990.6 - RELIGIOUS-ZIONISM AND ITS AFTERTHOUGHTS: TOWARD A THEORY OF CORRECTIVE MESSIANISM

AUTHORS:
Perotta M. (University of Trento ~ Trento ~ Italy)
Text:
This paper reconstructs the emergence of "corrective messianism" (*mesichiut metaqqen*) as a moderating response to the radicalization of Religious Zionist redemptionism, especially after 1967. Drawing on the work of diverse Israeli thinkers, it analyzes the possibility to retrieve a deflationary, normatively binding model of messianism capable of sustaining political responsibility without succumbing to apocalyptic maximalism. The point of departure lies in a critical engagement with Yeshayahu Leibowitz and his reading of Maimonides, whose naturalistic and minimalistic messianology marginalizes eschatological speculation while subordinating redemption to halakhic normativity.
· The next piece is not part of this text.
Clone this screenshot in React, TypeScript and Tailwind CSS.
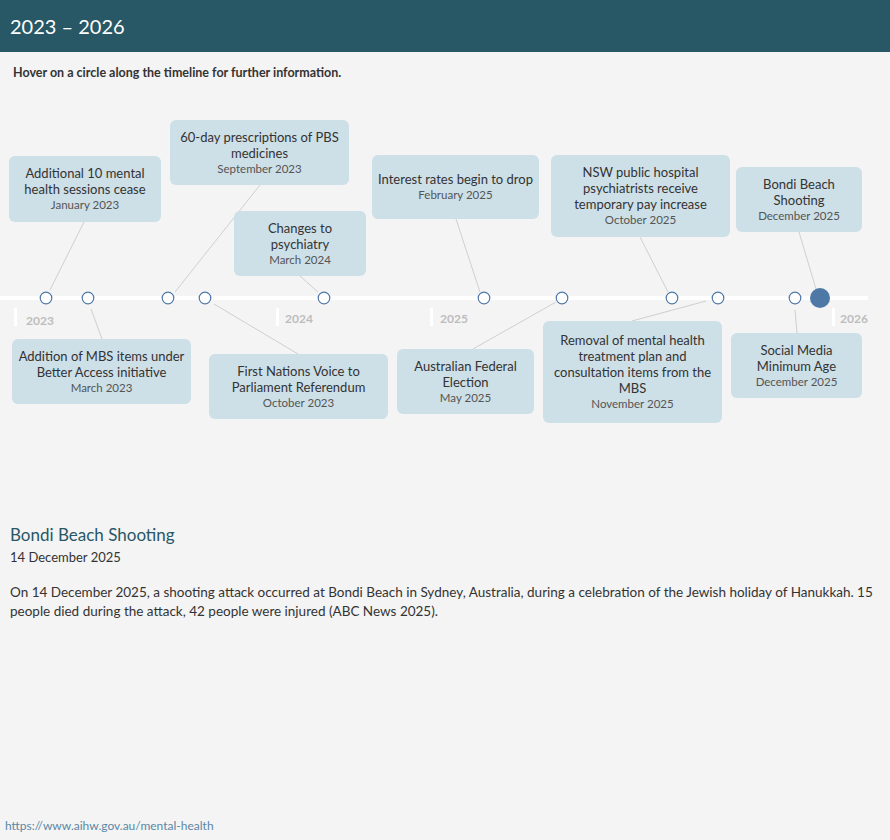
const font = { fontFamily: "Lato, 'Noto Sans', sans-serif" };

// page coords minus 100 (canvas top)
const events = [
  { x: 9, y: 56, w: 152, h: 66, title: "Additional 10 mental health sessions cease", date: "January 2023" },
  { x: 170, y: 20, w: 179, h: 65, title: "60-day prescriptions of PBS medicines", date: "September 2023" },
  { x: 234, y: 111, w: 132, h: 65, title: "Changes to psychiatry", date: "March 2024" },
  { x: 372, y: 55, w: 167, h: 64, title: "Interest rates begin to drop", date: "February 2025" },
  { x: 551, y: 55, w: 179, h: 82, title: "NSW public hospital psychiatrists receive temporary pay increase", date: "October 2025" },
  { x: 736, y: 67, w: 126, h: 65, title: "Bondi Beach Shooting", date: "December 2025" },
  { x: 12, y: 239, w: 179, h: 65, title: "Addition of MBS items under Better Access initiative", date: "March 2023" },
  { x: 209, y: 254, w: 179, h: 65, title: "First Nations Voice to Parliament Referendum", date: "October 2023" },
  { x: 397, y: 249, w: 137, h: 65, title: "Australian Federal Election", date: "May 2025" },
  { x: 543, y: 221, w: 179, h: 102, title: "Removal of mental health treatment plan and consultation items from the MBS", date: "November 2025" },
  { x: 731, y: 233, w: 131, h: 65, title: "Social Media Minimum Age", date: "December 2025" },
];

const leaders = [
  [84, 122, 50, 190], [260, 85, 175, 192], [300, 176, 318, 192], [456, 119, 480, 192],
  [640, 137, 668, 192], [799, 132, 816, 189], [91, 209, 102, 239], [214, 204, 298, 254],
  [556, 202, 473, 249], [706, 201, 632, 221], [795, 210, 797, 233],
];

const dots = [46, 88, 168, 205, 324, 484, 562, 672, 718, 795];

const years = [
  { tick: 14, label: 26, y: 212, text: "2023" },
  { tick: 276, label: 285, y: 210, text: "2024" },
  { tick: 430, label: 440, y: 210, text: "2025" },
  { tick: 832, label: 840, y: 210, text: "2026" },
];

export default function App() {
  return (
    <div className="relative h-[840px] w-[890px] bg-[#f4f4f4] text-[#333]" style={font}>
      <div className="flex h-[52px] items-center bg-[#285766] px-[10px] text-[20px] text-white">2023 – 2026</div>
      <div className="h-[48px] px-[13px] pt-[12px] text-[12.5px] font-bold text-[#333]">
        Hover on a circle along the timeline for further information.
      </div>

      <div className="relative h-[400px]">
        <div className="absolute left-0 top-[196px] h-[4px] w-[868px] bg-white" />
        {years.map((y) => (
          <div key={y.text}>
            <div className="absolute top-[208px] h-[18px] w-[3px] bg-white" style={{ left: y.tick }} />
            <div className="absolute text-[12px] font-bold text-[#bdbdbd]" style={{ left: y.label, top: y.y }}>{y.text}</div>
          </div>
        ))}
        <svg className="absolute inset-0" width="890" height="400">
          {leaders.map(([x1, y1, x2, y2], i) => (
            <line key={i} x1={x1} y1={y1} x2={x2} y2={y2} stroke="#cfcfcf" strokeWidth="1" />
          ))}
          {dots.map((x) => (
            <circle key={x} cx={x} cy={198} r={5.8} fill="#fff" stroke="#4e79a7" strokeWidth="1.2" />
          ))}
          <circle cx={820} cy={198} r={10} fill="#4e79a7" />
        </svg>
        {events.map((e) => (
          <div
            key={e.title}
            className="absolute flex flex-col items-center justify-center rounded-[6px] bg-[#cddfe7] px-[6px] text-center leading-[16px]"
            style={{ left: e.x, top: e.y, width: e.w, height: e.h }}
          >
            <div className="text-[13px] text-[#333]">{e.title}</div>
            <div className="text-[11.5px] text-[#555]">{e.date}</div>
          </div>
        ))}
      </div>

      <div className="px-[10px] pt-[22px]">
        <div className="text-[17px] text-[#285766]">Bondi Beach Shooting</div>
        <div className="text-[13px] text-[#333]">14 December 2025</div>
        <p className="mt-[16px] text-[13.5px] leading-[19px] text-[#333]">
          On 14 December 2025, a shooting attack occurred at Bondi Beach in Sydney, Australia, during a celebration of the Jewish holiday of Hanukkah. 15 people died during the attack, 42 people were injured (ABC News 2025).
        </p>
      </div>

      <div className="absolute bottom-[5px] left-[5px] text-[12px] text-[#5b87a5]">https://www.aihw.gov.au/mental-health</div>
    </div>
  );
}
Against both deterministic "redemptionist" Zionism and pragmatic anti-messianism, "corrective messianism" serves as a middle path between the merely ethical horizon and the metaphysical blueprint. Ravitzky identifies in Maimonides a utopian yet indeterminate ideal, contingent upon moral and social improvement; Hartman reformulates this stance as "halakhic hope," a mode of historical agency that resists event-based theology and rejects access to a master-narrative of divine history; Schweid, confronting post-1967 religious nationalism, the legacy of Abraham Isaac Kook and Zvi Yehuda Kook, advocates a renewed commitment to ethical messianic ideals within concrete political limits. The paper argues that corrective messianism preserves the mobilizing power of redemptive vision while disciplining its mythic and absolutist tendencies. Yet it also exposes an unresolved tension: even demythologized messianism risks re-mythologizing the national project. The viability of corrective messianism, therefore, depends on whether Religious Zionism can sustain a norm-centered, historically incrementalist consciousness without reverting to the very eschatological finality it seeks to temper.